__Written request__: Return, without pictures, the lines from the start of the data through the one that contains "import React from".
==========
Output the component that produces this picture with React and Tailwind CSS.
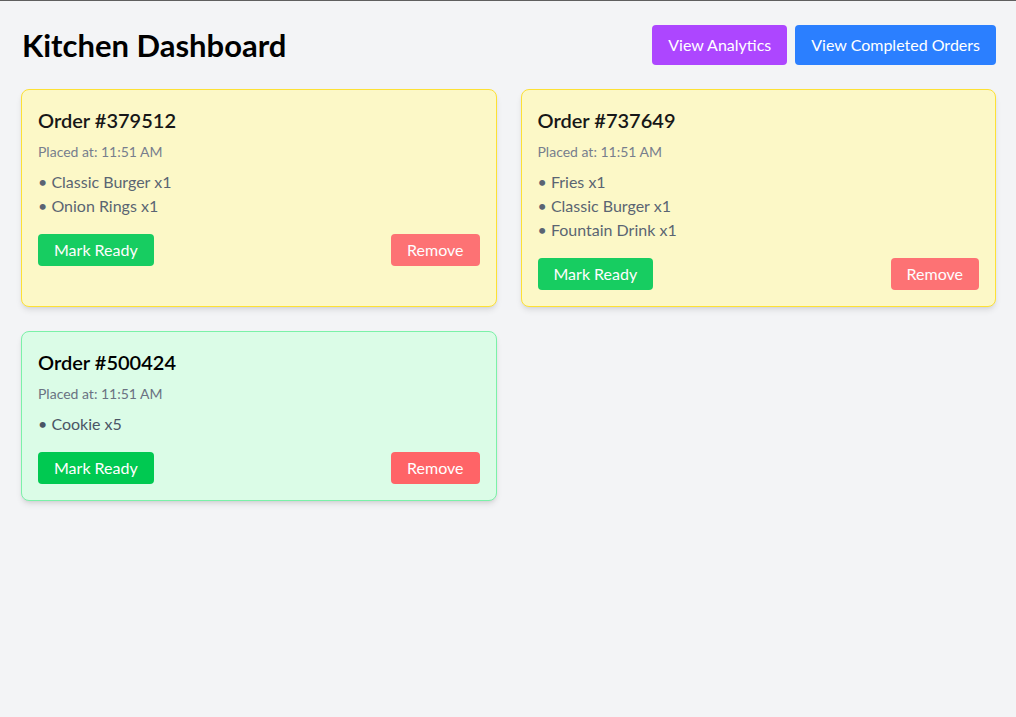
import React from "react";

const orders = [
  { id: "379512", items: ["Classic Burger x1", "Onion Rings x1"], status: "pending" },
  { id: "737649", items: ["Fries x1", "Classic Burger x1", "Fountain Drink x1"], status: "pending" },
  { id: "500424", items: ["Cookie x5"], status: "ready" },
];

function OrderCard({ order }) {
  const pending = order.status === "pending";
  return (
    <div
      className={
        pending
          ? "flex flex-col rounded-lg border border-yellow-300 bg-yellow-100 p-4 shadow-md opacity-90"
          : "flex flex-col rounded-lg border border-green-300 bg-green-100 p-4 shadow-md"
      }
    >
      <h2 className="text-xl font-semibold leading-7 text-black">Order #{order.id}</h2>
      <p className="mt-2 text-sm leading-5 text-gray-500">Placed at: 11:51 AM</p>
      <ul className="mt-2">
        {order.items.map((it) => (
          <li key={it} className="h-6 text-base leading-6 text-gray-600">
            • {it}
          </li>
        ))}
      </ul>
      <div className="mt-4 flex items-center justify-between">
        <button className="rounded bg-green-500 px-4 py-1 text-base leading-6 text-white">Mark Ready</button>
        <button className="rounded bg-red-400 px-4 py-1 text-base leading-6 text-white">Remove</button>
      </div>
    </div>
  );
}

export default function App() {
  return (
    <div
      className="min-h-[717px] border-t border-[#5f5f5f] bg-gray-100 pl-[21px] pr-5 pt-6"
      style={{ fontFamily: '"Segoe UI", Lato, sans-serif' }}
    >
      <div className="mb-6 flex items-center justify-between">
        <h1 className="pl-px text-[31px] font-bold leading-9 text-black">Kitchen Dashboard</h1>
        <div className="flex gap-2">
          <button className="rounded bg-purple-500 px-4 py-2 text-base leading-6 text-white">View Analytics</button>
          <button className="rounded bg-blue-500 px-4 py-2 text-base leading-6 text-white">View Completed Orders</button>
        </div>
      </div>
      <div className="grid grid-cols-2 items-stretch gap-6">
        {orders.map((o) => (
          <OrderCard key={o.id} order={o} />
        ))}
      </div>
    </div>
  );
}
==========
__Finished answer__:
Output the component that produces this picture with React and Tailwind CSS.
import React from "react";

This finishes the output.